The multi-generations that we look at, the baby boomers and our parents, are feeling this economic challenge in a variety of ways. Almost every day there is another article on the impact of the economy on the pensions and incomes of older adults. Likewise, the “trickle down” effect on we boomers who are being called on not only to watch our own money, but often help out our children and maybe now, supplement our parents. Challenging times indeed! One can only contemplate what so many will be thinking about as they light the Menorah this month.
Jewish history always teaches that there are opportunities in e very challenge. This is no less true today. The economic challenges now present to many also present to our institutional community a great opportunity to really model caring. Many of you are members of congregations, JCC’s, and other membership organizations.
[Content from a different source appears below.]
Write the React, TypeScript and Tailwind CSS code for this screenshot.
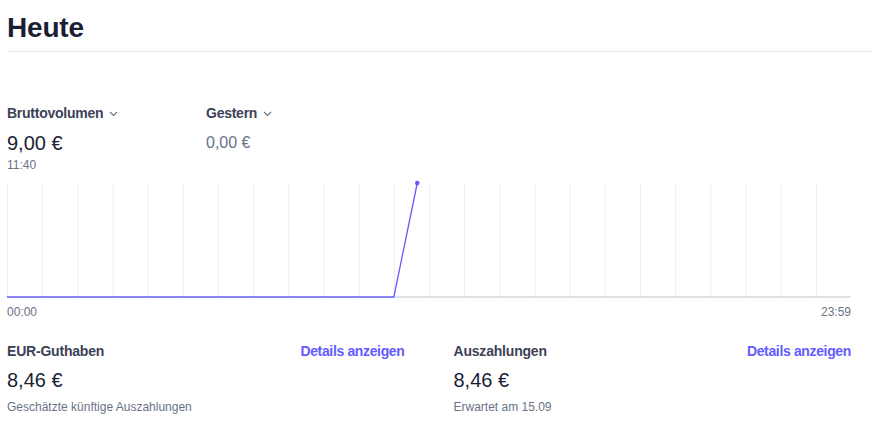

This is the time to bring people together to create supportive communities by developing inter-personal and inter-generational programs and projects of caring. Already many congregation shave created information forums on how to manage money and lay-offs. Other programs have evolved to create job banks and resource support for individuals and families who may be in need of short term help. Also, we are seeing the creation of congregation and communal based loan funds and food drives that can serve as a floor for people who find themselves cut short.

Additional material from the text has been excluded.